MUSKEGON, Mich. — A project by students at Michigan State University could change the way in which an area near downtown Muskegon looks.
“We really learned some things from them, and we were able to provide them with a great opportunity, that they're going to be able to use moving forward with their careers as well,” said Mike Franzak, planning director for the city of Muskegon.
In January, the Muskegon Planning Department, Downtown Development Authority, and Muskegon Lakeshore Chamber of Commerce partnered with five graduate students from MSU’s Urban and Regional Planning program to create a Pine Street Business District improvement plan.
The students presented the final report to the Muskegon City Council this month.
“We think that if the business people invest here, they will really, they would really have a good return on their investment,” said Ahmad Behzad, one of the students.

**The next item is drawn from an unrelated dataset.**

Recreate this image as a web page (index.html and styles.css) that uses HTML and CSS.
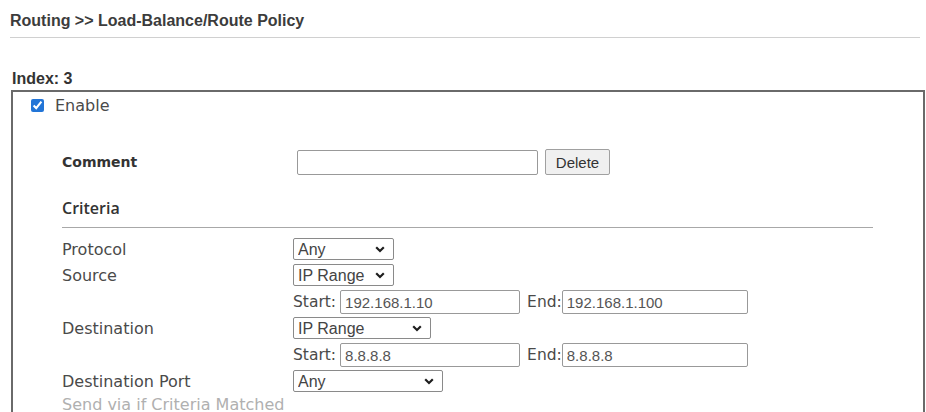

The plan recommends officials add streetscape elements and enhance the look of existing buildings. It also proposes the construction of two mixed-use buildings and a large mall to fill empty parcels and meet the community’s need for more commercial and residential spaces.
Behzad said that when areas lack features like that, it can create obstacles.
“The city wants to increase the tax revenues and [increased] tax revenues only happen when you attract businesses, business people come to the, to your city,” said Behzad. “If those infrastructure and services are missing, it's very hard for the city to actually compete with other neighboring cities.”
The city of Muskegon paid MSU $3,500 for the plan. According to Franzak consultant groups charge upwards of $30,000 for similar work.
He noted the students also put together paperwork which helps the businesses already in the Pine Street Corridor form an association.
“That will help them build momentum and work together,” said Franzak. “What they can use this plan for is to remind their city commissioners that this is a focus area, and to kind of fight for some of those dollars where we can do some streetscape improvements, [etc.].”
He added, “I think with those [the streetscape and facade improvements], we're going to also attract different developers that are going to see the potential for these three lots that are pretty large in scale.”
Investors would be needed to construct the proposed buildings, but both Franzak and Behzad believe the community will come together to make it happen.
“It’s data driven, demand driven, so there should be a supply for this demand,” said Behzad.